Save the rules to a file (e.g., slo-rules.yml) and reference it in prometheus.yml:

rule_files:
  - "slo-rules.yml"

Reload Prometheus to pick up the new rules:

curl -s -X POST "$PROMETHEUS_ENDPOINT/-/reload"

Verify the recording rules are loaded:

curl -s "$PROMETHEUS_ENDPOINT/api/v1/rules" | python3 -m json.tool

Step 3: Set Targets

Choose SLO targets based on your service requirements:

Service Tier	Availability Target	Latency Target (p99 < threshold)
Critical (user-facing)	99.9%	99.9% within 250ms
Standard (internal)	99.5%	99.5% within 500ms
Best-effort (batch)	99.0%	99.0% within 2s

Step 4: Add Alerts

Add the burn rate alerting rules from the Prometheus Alerting Rules for Burn Rate section. Adjust the SLO target value in the expr field to match your chosen target.

Verify alerts are configured:

curl -s "$PROMETHEUS_ENDPOINT/api/v1/rules" | python3 -m json.tool

Step 5: Query Compliance

Run the compliance report queries from the SLO Compliance Reporting section to verify everything is working:

# Current SLI
curl -s "$PROMETHEUS_ENDPOINT/api/v1/query" \
  --data-urlencode 'query=sli:http_availability:ratio_rate30d'

# Budget remaining
curl -s "$PROMETHEUS_ENDPOINT/api/v1/query" \
  --data-urlencode 'query=1 - ((1 - sli:http_availability:ratio_rate30d) / (1 - 0.999))'

# Burn rate
curl -s "$PROMETHEUS_ENDPOINT/api/v1/query" \
  --data-urlencode 'query=(1 - sli:http_availability:ratio_rate1h) / (1 - 0.999)'

# Active alerts
curl -s "$PROMETHEUS_ENDPOINT/api/v1/alerts"

References

PPL Language Reference — Official PPL syntax documentation. Fetch this if queries fail due to OpenSearch version differences or new syntax.
Prometheus Querying Basics — PromQL syntax reference.
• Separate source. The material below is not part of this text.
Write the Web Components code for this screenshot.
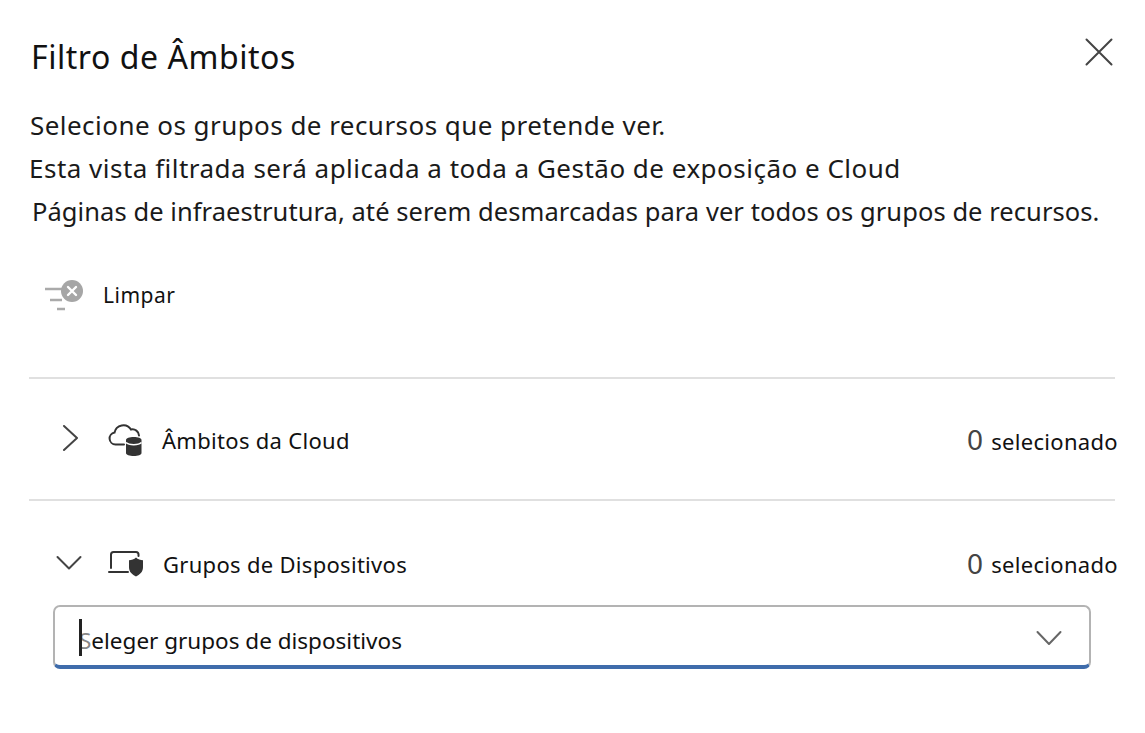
<!DOCTYPE html>
<html lang="pt">
<head>
<meta charset="utf-8">
<title>Filtro de Âmbitos</title>
<style>
html, body { margin: 0; background: #fff; }
body { font-family: "Noto Sans", "Open Sans", sans-serif; color: #111; width: 1145px; height: 733px; overflow: hidden; }
</style>
</head>
<body>
<scope-panel heading="Filtro de Âmbitos">
    <intro-line indent="1" size="26" spacing="0.45">Selecione os grupos de recursos que pretende ver.</intro-line>
    <intro-line indent="0" size="26" spacing="0.49">Esta vista filtrada será aplicada a toda a Gestão de exposição e Cloud</intro-line>
    <intro-line indent="3" size="25.5" spacing="0.06">Páginas de infraestrutura, até serem desmarcadas para ver todos os grupos de recursos.</intro-line>
    <clear-button>Limpar</clear-button>
    <scope-row label="Âmbitos da Cloud" icon="cloud"></scope-row>
    <scope-row label="Grupos de Dispositivos" icon="device" open>
        <group-select placeholder="eleger grupos de dispositivos"></group-select>
    </scope-row>
</scope-panel>

<script>
class ScopePanel extends HTMLElement {
    constructor() {
        super();
        this.shadowDom = this.attachShadow({ mode: 'open' });
        this.shadowDom.innerHTML = `
            <style>
                :host { display: block; padding: 0 30px 0 29px; }
                header { display: flex; justify-content: space-between; align-items: center; height: 114px; box-sizing: border-box; padding: 0 0 0 2px; margin-bottom: -10px; }
                h1 { margin: 0; font-size: 32px; font-weight: 400; line-height: 40px; letter-spacing: 0.55px; color: #111; }
                button { all: unset; display: block; width: 28px; height: 28px; position: relative; top: -5px; left: -2px; }
            </style>
            <header>
                <h1>${this.getAttribute('heading')}</h1>
                <button aria-label="Fechar">
                    <svg width="28" height="28" viewBox="0 0 28 28"><path d="M1.500 1.500 26.500 26.500M26.500 1.500 1.500 26.500" stroke="#444" stroke-width="2" stroke-linecap="round" fill="none"/></svg>
                </button>
            </header>
            <slot></slot>
        `;
    }
}

class IntroLine extends HTMLElement {
    constructor() {
        super();
        this.shadowDom = this.attachShadow({ mode: 'open' });
        this.shadowDom.innerHTML = `
            <style>
                :host { display: block; font-size: ${this.getAttribute('size')}px; line-height: 43px; letter-spacing: ${this.getAttribute('spacing')}px; white-space: nowrap; color: #1a1a1a; padding-left: ${this.getAttribute('indent') || 0}px; }
            </style>
            <slot></slot>
        `;
    }
}

class ClearButton extends HTMLElement {
    constructor() {
        super();
        this.shadowDom = this.attachShadow({ mode: 'open' });
        this.shadowDom.innerHTML = `
            <style>
                :host { display: flex; align-items: center; height: 60px; margin-top: 32px; padding: 0 0 52px 15px; gap: 19px; font-size: 21px; letter-spacing: 0.5px; color: #111; border-bottom: 2px solid #e0e0e0; }
                svg { display: block; }
            </style>
            <svg width="40" height="34" viewBox="0 0 40 34">
                <path d="M1 11H18M6 22H18M13 31H21" stroke="#aaa" stroke-width="2.400" fill="none"/>
                <circle cx="28" cy="13" r="11" fill="#a6a6a6"/>
                <path d="M24 9 32 17M32 9 24 17" stroke="#fff" stroke-width="2.400" stroke-linecap="round"/>
            </svg>
            <slot></slot>
        `;
    }
}

const ICONS = {
    cloud: `<svg width="36" height="36" viewBox="0 0 36 36">
        <path d="M17 22.500H8.500a6 6 0 0 1-1-11.900A9 9 0 0 1 24 7.500a6.500 6.500 0 0 1 8 6" fill="none" stroke="#333" stroke-width="2" stroke-linecap="round"/>
        <path d="M19 18c0-2 3.500-3 7.750-3s7.750 1 7.750 3v13c0 2-3.500 3-7.750 3s-7.750-1-7.750-3z" fill="#333"/>
        <path d="M19 20.500c1.500 1.500 4.500 2.200 7.750 2.200s6.250-.7 7.750-2.200" fill="none" stroke="#fff" stroke-width="1.600"/>
    </svg>`,
    device: `<svg width="36" height="36" viewBox="0 0 36 36" style="overflow:visible">
        <path d="M4 22V8.500A2.500 2.500 0 0 1 6.500 6H29A2.500 2.500 0 0 1 31.500 8.500V10M2 26H21" fill="none" stroke="#333" stroke-width="2" stroke-linecap="round"/>
        <path d="M29 11.500c1.800 1.800 4.500 2.800 7 2.800v7c0 5-3.500 7.500-7 9.200-3.500-1.700-7-4.200-7-9.200v-7c2.500 0 5.200-1 7-2.800z" fill="#333"/>
    </svg>`
};

class ScopeRow extends HTMLElement {
    constructor() {
        super();
        this.shadowDom = this.attachShadow({ mode: 'open' });
        const open = this.hasAttribute('open');
        const chevron = open
            ? '<path d="M3.500 8 15 19.500 26.500 8"/>'
            : '<path d="M10 1 23 13 10 25"/>';
        this.shadowDom.innerHTML = `
            <style>
                :host { display: block; }
                :host(:not([open])) { border-bottom: 2px solid #e0e0e0; }
                .row { display: flex; align-items: center; height: 120px; padding: 2px 0 0 25px; box-sizing: border-box; }
                :host([open]) .row { height: 126px; padding-top: 0; }
                .chev { width: 30px; height: 30px; flex: none; margin-right: 23px; }
                .icon { width: 36px; height: 36px; flex: none; margin-right: 19px; }
                .label { flex: 1; font-size: 22px; letter-spacing: 0.3px; color: #111; }
                .count { font-size: 28px; color: #444; margin: -3px 8px 0 0; }
                .unit { font-size: 22px; letter-spacing: 0.32px; color: #111; margin-right: -3px; }
                :host(:not([open])) .unit { padding-top: 2px; }
                :host([open]) .label { padding-left: 1px; }
                :host([open]) .body { margin-top: -22px; padding: 0 24px; }
            </style>
            <div class="row">
                <svg class="chev" viewBox="0 0 30 30" fill="none" stroke="#444" stroke-width="2" stroke-linecap="round" stroke-linejoin="round">${chevron}</svg>
                <span class="icon">${ICONS[this.getAttribute('icon')]}</span>
                <span class="label">${this.getAttribute('label')}</span>
                <span class="count">0</span><span class="unit">selecionado</span>
            </div>
            <div class="body"><slot></slot></div>
        `;
    }
}

class GroupSelect extends HTMLElement {
    constructor() {
        super();
        this.shadowDom = this.attachShadow({ mode: 'open' });
        this.shadowDom.innerHTML = `
            <style>
                :host { display: flex; align-items: center; height: 64px; box-sizing: border-box; border: 2px solid #b3b3b3; border-bottom: 4px solid #3f6cab; border-radius: 7px; padding: 0 27px 0 24px; font-size: 22.500px; letter-spacing: 0; color: #111; }
                .caret { width: 3px; height: 37px; margin-top: 2px; background: #222; margin-right: -3px; flex: none; position: relative; z-index: 1; }
                .ghost { color: #888; }
                .text { flex: 1; padding-top: 8px; }
                svg { display: block; flex: none; margin-top: 3px; }
            </style>
            <span class="caret"></span>
            <span class="text"><span class="ghost">S</span>${this.getAttribute('placeholder')}</span>
            <svg width="26" height="16" viewBox="0 0 26 16" fill="none" stroke="#666" stroke-width="2" stroke-linecap="round" stroke-linejoin="round"><path d="M1.500 2 13 14 24.500 2"/></svg>
        `;
    }
}

window.customElements.define('scope-panel', ScopePanel);
window.customElements.define('intro-line', IntroLine);
window.customElements.define('clear-button', ClearButton);
window.customElements.define('scope-row', ScopeRow);
window.customElements.define('group-select', GroupSelect);
</script>
</body>
</html>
AWS Managed Service Variants

Amazon Managed Service for Prometheus (AMP) (SigV4)

Replace the local Prometheus endpoint and authentication with AWS SigV4 for all PromQL queries in this skill:

curl -s --aws-sigv4 "aws:amz:REGION:aps" \
  --user "$AWS_ACCESS_KEY_ID:$AWS_SECRET_ACCESS_KEY" \
  'https://aps-workspaces.REGION.amazonaws.com/workspaces/WORKSPACE_ID/api/v1/query' \
  --data-urlencode 'query=sli:http_availability:ratio_rate30d'

Endpoint format: https://aps-workspaces.REGION.amazonaws.com/workspaces/WORKSPACE_ID/api/v1/query
Auth: --aws-sigv4 "aws:amz:REGION:aps" with --user "$AWS_ACCESS_KEY_ID:$AWS_SECRET_ACCESS_KEY"
PromQL query syntax is identical between local Prometheus and Amazon Managed Prometheus; only the endpoint and authentication differ

Error budget query via AMP:

curl -s --aws-sigv4 "aws:amz:REGION:aps" \
  --user "$AWS_ACCESS_KEY_ID:$AWS_SECRET_ACCESS_KEY" \
  'https://aps-workspaces.REGION.amazonaws.com/workspaces/WORKSPACE_ID/api/v1/query' \
  --data-urlencode 'query=1 - ((1 - sli:http_availability:ratio_rate30d) / (1 - 0.999))'

Burn rate query via AMP:

curl -s --aws-sigv4 "aws:amz:REGION:aps" \
  --user "$AWS_ACCESS_KEY_ID:$AWS_SECRET_ACCESS_KEY" \
  'https://aps-workspaces.REGION.amazonaws.com/workspaces/WORKSPACE_ID/api/v1/query' \
  --data-urlencode 'query=(1 - sli:http_availability:ratio_rate1h) / (1 - 0.999)'

For Amazon Managed Prometheus, recording rules and alerting rules are managed via the AMP Rules Management API rather than local configuration files. Use awscurl or the AWS CLI to upload rule groups.